Le monde ouvert étant tout de même relativement grand, on regrettera l’absence de voyage rapide. Cette affirmation n’est qu’à moitié vraie puisque le Chat Noir, votre fidèle guide, vous permettra en vous concentrant sur ses yeux de vous téléporter proche de votre hutte. On regrettera ici l’impossibilité de nous téléporter dans des points précis des biomes pour faciliter notre progression sans repasser par ladite hutte.
Pour vous aider dans vos déplacements et votre compréhension du lore du jeu, vous pourrez ouvrir une carte très précise du monde se dévoilant au fur et à mesure et ainsi visualiser vos objectifs et autres découvertes à venir. Cette carte est complétée par un codex des plus complets ainsi que par un journal de bord extrêmement rempli d’informations sur les quêtes en court et vous permettant de comprendre encore mieux tout ce qui se passe. Il s’agit ici d’un très bon point, facultatif pour celles et ceux ne voulant pas y avoir accès mais accessible pour les autres.
À noter par ailleurs que le jeu dispose d’un mode graphique ou performance mais aussi d’un mode Histoire où les combats seront plus simples, tandis que le niveau de difficulté Aventure vous fournira une épopée équilibrée telle que voulue par les développeurs.

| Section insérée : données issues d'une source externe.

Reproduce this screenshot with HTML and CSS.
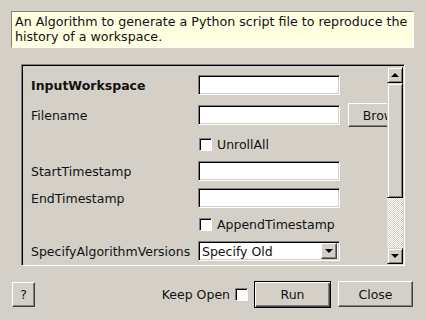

Pour finir, nous n’avons pas réellement rencontré de bugs, mais que la manette DualSense n’est pas foncièrement bien utilisée, hormis quelques effets discrets. Les chargements sont rapides, contrairement à ce que nous soulignions lors de notre preview du mois dernier, et il vous faudra noter l’absence de voix françaises, ce qui est dommage vu la qualité saisissante des dialogues mais compréhensible au vu du budget de la production polonaise. Enfin, parlons brièvement de l’aspect sonore, très fidèle et complet concernant le sound design des biomes et des adversaires, même si l’on pourrait regretter un manque de thèmes différents et se répétant trop, bien qu’étant énormément qualitatifs dans l’ensemble.